A goldmine for structured, elegant problem solving. Even if you are not doing contest math, Putnam solutions sharpen your sense of clarity.

Two Full Workflows to Show the Stack in Action

A chalkboard filled with math symbols and equations drawn in white chalk
Layered steps expose the exact point where a complex problem breaks

Workflow 1: A Differential Equation That Refuses To Behave

Imagine you are working with a second-order ODE and the forcing term is messy. You want behavior, not an elegant closed form.

  1. Theory refresh: Pull the OCW segment covering ODE methods, such as variation of parameters or Green’s functions.
  2. Symbolic attempt: Use SymPy to attempt analytic reduction. Confirm derivatives and substitutions step by step.
  3. Numerical confirmation: Use SciPy’s initial-value solvers. Vary step sizes and tolerances.
  4. Visualization: Plot the solution using Desmos or a Jupyter plot to see how the behavior shifts with parameters.
  5. Sanity checks: Try small forcing limits, compare to the homogeneous solution, and check units.
  6. If stuck: Search Math Stack Exchange for the exact obstacle.

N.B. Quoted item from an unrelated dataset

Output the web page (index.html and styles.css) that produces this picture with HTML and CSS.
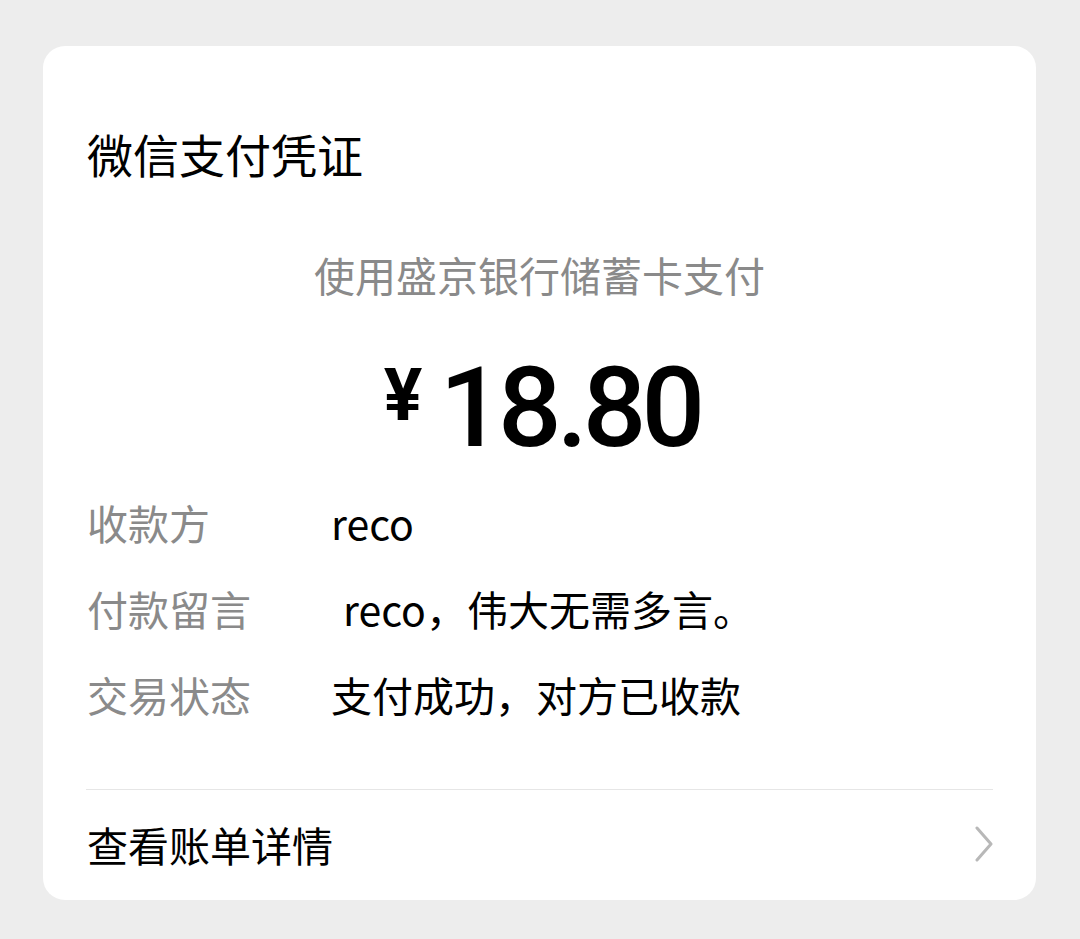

Look specifically for solutions with your boundary conditions.

By the time you complete those steps, the “mystery behavior” is usually no longer mysterious. The layered workflow exposes what broke.

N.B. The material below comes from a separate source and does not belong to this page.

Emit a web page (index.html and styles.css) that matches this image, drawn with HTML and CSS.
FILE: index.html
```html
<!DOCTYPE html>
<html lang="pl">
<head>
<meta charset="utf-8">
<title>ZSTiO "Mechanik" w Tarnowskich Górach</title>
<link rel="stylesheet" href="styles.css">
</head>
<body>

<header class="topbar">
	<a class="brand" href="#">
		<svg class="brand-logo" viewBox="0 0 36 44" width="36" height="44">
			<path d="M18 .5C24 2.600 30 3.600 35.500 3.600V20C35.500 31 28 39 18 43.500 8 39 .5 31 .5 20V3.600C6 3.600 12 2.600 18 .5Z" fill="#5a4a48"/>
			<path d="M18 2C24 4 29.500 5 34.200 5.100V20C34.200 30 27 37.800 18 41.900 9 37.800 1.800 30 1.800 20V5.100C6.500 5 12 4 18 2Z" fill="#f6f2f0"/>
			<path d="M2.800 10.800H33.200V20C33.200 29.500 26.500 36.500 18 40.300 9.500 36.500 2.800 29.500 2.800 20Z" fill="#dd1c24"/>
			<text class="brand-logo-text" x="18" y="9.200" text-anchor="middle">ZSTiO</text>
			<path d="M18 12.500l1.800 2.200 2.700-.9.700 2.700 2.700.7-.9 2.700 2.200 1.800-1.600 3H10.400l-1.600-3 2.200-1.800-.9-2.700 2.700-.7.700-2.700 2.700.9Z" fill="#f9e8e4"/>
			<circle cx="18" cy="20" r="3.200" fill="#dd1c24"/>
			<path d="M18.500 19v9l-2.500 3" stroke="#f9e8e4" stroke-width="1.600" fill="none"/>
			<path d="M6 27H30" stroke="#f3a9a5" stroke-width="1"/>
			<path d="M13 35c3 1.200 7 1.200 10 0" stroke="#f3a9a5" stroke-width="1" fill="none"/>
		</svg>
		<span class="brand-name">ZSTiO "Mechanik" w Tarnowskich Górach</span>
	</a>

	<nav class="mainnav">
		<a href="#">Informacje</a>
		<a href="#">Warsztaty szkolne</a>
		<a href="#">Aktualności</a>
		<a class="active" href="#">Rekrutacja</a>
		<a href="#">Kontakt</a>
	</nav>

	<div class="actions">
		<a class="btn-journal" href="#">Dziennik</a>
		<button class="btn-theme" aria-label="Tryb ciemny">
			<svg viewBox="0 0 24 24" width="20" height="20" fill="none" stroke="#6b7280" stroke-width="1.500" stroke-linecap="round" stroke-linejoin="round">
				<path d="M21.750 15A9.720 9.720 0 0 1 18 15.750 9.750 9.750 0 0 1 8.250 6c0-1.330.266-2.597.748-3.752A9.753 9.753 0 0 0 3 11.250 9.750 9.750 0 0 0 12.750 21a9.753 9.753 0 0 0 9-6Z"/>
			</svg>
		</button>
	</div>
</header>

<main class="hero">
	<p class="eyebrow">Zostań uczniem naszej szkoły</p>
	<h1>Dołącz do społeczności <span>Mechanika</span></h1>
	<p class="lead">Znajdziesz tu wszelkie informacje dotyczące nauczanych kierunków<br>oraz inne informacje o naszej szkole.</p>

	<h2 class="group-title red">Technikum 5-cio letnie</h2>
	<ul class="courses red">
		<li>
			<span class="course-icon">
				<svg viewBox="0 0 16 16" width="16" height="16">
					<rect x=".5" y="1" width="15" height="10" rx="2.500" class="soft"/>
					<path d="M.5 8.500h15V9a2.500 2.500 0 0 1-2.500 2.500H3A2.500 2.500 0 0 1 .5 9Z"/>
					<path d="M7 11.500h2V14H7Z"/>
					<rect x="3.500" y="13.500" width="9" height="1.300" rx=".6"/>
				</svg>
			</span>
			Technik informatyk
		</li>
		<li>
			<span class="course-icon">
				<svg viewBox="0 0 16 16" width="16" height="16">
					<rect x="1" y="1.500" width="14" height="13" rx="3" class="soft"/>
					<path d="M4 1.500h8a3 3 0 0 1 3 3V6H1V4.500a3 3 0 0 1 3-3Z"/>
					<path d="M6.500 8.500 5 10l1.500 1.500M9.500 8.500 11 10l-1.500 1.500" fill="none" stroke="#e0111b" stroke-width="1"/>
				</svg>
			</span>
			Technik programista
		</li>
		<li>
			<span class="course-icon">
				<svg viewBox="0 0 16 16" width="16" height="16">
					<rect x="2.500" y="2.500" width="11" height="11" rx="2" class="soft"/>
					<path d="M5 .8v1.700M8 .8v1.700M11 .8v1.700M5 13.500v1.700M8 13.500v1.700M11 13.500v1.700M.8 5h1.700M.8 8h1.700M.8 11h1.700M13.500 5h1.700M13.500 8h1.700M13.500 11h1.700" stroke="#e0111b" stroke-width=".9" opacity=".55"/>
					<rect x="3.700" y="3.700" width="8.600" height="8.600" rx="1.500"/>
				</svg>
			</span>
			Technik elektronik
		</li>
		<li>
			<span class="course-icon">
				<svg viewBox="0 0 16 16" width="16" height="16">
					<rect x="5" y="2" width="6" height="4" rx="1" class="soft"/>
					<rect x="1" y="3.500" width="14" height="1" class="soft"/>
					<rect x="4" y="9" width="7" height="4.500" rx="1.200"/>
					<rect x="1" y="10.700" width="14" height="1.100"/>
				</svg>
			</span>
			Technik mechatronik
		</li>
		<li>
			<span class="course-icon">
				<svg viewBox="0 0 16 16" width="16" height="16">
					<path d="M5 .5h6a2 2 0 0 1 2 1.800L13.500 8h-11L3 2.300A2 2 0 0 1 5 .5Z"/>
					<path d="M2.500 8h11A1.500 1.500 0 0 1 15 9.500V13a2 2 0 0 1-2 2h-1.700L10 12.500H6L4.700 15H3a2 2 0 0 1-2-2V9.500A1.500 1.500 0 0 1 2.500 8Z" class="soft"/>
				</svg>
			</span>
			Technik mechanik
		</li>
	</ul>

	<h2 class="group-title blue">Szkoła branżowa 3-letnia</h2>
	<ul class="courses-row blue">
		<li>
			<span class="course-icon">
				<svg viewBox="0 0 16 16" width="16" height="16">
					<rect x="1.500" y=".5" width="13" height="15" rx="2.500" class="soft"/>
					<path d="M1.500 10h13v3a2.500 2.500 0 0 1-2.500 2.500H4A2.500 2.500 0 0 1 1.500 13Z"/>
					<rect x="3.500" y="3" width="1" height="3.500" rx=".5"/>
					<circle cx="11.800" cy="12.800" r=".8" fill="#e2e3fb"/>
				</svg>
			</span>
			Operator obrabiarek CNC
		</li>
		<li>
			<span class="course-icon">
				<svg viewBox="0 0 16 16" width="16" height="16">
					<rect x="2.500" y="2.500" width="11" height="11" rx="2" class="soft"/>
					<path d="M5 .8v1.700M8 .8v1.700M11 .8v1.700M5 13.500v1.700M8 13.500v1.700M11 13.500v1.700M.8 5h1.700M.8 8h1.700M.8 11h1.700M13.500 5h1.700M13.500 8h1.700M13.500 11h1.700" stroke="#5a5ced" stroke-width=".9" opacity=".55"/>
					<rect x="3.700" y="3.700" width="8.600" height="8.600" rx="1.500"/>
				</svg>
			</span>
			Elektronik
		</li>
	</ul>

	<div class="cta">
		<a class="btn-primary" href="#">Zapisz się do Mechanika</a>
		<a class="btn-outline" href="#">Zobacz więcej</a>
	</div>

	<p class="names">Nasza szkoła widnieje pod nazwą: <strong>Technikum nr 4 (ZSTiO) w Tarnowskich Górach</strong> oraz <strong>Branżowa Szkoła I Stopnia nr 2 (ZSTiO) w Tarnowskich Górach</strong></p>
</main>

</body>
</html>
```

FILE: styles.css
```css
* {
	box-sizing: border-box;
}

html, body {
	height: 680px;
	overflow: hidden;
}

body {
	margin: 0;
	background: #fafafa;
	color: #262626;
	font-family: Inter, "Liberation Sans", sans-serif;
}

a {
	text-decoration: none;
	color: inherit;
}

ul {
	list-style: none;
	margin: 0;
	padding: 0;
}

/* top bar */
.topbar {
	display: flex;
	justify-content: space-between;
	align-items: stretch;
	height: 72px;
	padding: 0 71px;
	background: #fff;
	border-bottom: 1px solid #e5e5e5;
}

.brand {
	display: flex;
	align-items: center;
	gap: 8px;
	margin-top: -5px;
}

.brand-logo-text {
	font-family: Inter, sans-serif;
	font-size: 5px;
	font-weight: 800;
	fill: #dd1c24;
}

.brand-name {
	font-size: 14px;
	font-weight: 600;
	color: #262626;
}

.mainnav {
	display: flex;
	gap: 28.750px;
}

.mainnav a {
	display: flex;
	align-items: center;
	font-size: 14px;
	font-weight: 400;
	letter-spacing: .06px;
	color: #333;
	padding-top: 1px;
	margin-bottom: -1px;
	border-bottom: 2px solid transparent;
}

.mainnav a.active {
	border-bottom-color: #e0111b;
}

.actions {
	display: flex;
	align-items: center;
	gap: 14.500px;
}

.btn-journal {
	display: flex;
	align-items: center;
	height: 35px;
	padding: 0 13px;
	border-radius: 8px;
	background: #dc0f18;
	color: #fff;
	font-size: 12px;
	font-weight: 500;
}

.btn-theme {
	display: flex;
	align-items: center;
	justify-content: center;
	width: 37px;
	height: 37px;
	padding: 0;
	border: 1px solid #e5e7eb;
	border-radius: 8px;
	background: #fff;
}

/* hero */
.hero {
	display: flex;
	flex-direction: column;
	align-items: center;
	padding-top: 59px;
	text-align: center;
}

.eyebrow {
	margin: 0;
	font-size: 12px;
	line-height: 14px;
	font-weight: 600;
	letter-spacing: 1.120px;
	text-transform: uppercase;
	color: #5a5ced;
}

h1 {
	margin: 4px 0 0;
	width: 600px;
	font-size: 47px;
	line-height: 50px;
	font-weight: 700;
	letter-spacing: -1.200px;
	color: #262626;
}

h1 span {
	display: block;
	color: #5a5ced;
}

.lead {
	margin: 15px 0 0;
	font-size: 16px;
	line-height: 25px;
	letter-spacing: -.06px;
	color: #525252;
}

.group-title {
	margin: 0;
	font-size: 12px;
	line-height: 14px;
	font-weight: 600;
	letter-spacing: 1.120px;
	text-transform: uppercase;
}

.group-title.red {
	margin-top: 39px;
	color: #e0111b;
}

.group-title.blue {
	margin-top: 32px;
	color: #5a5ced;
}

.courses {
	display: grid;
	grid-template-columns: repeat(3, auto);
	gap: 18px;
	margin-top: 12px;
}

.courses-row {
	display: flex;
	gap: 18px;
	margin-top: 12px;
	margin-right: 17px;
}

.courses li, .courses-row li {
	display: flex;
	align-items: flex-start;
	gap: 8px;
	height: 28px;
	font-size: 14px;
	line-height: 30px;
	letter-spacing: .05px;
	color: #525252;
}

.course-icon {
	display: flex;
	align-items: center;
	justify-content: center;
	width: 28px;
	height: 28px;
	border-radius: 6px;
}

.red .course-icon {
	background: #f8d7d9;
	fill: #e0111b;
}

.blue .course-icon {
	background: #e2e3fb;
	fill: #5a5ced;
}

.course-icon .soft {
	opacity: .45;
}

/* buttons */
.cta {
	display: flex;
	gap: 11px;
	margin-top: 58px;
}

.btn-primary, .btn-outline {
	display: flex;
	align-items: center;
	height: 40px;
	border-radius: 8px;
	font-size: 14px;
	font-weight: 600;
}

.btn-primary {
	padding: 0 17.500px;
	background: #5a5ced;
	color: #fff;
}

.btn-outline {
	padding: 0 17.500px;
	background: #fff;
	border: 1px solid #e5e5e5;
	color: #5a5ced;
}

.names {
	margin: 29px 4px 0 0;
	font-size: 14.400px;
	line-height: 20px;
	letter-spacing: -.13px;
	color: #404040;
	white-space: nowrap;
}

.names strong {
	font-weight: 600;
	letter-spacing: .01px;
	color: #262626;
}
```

Workflow 2: Chemical Equilibrium or Thermochemistry

Suppose you are computing equilibrium constants or reaction energetics.

  1. Input data: Fetch thermochemical values from NIST WebBook. Cross-check compound identity on PubChem.
  2. Model building: Write the equations by hand with units in every line. State assumptions, such as ideal-gas approximations.
  3. Computation: Use NumPy for arrays, SciPy for equations or minimization, and Jupyter to document the pipeline.
  4. Cross-check: Use Wolfram Alpha for a second independent evaluation of intermediate algebra.
  5. Sanity route: Test limiting temperature values or simple stoichiometric cases to catch sign errors.

This is the kind of workflow that lets you produce equilibrium values you can trust.

Reliability Rules That Save Hours

A woman with headphones studies on a laptop and writes notes while seated on a bed
Clear assumptions and cross-checks protect work from hidden mistakes

Rule 1: Preprints and forums offer leads, not the final word

arXiv materials are not peer-reviewed. Use them for structure, then confirm with journal versions.

Rule 2: Use primary documentation for tools

Official documentation for NumPy, SciPy, SymPy, or Jupyter is usually the only place where fine-print behavior matches reality.

Rule 3: Always verify results with a second method

Symbolic with numeric, numeric with special cases, or a black-box solver with hand-rolled miniature versions.

Rule 4: Write an assumption sheet

Write down units, constants, domains, constraints, and data provenance. Most wrong results come from assuming something you never meant to assume.

Final Thoughts

There is no single best resource for solving hard science and math problems online. What you actually need is a layered toolkit that keeps you from falling into the same traps again.

A mix of theory, computation, reference anchors, and community insight forms a workflow that works across fields. Once that workflow becomes routine, the big, intimidating problems start looking like puzzles that simply need the right angle.

Reliable online material always shows clear sources, precise claims, and no pressure to accept unverified conclusions.

That is the goal after all. Not magic. Not shortcuts. Just a steady method that lets you build solutions with accuracy and confidence.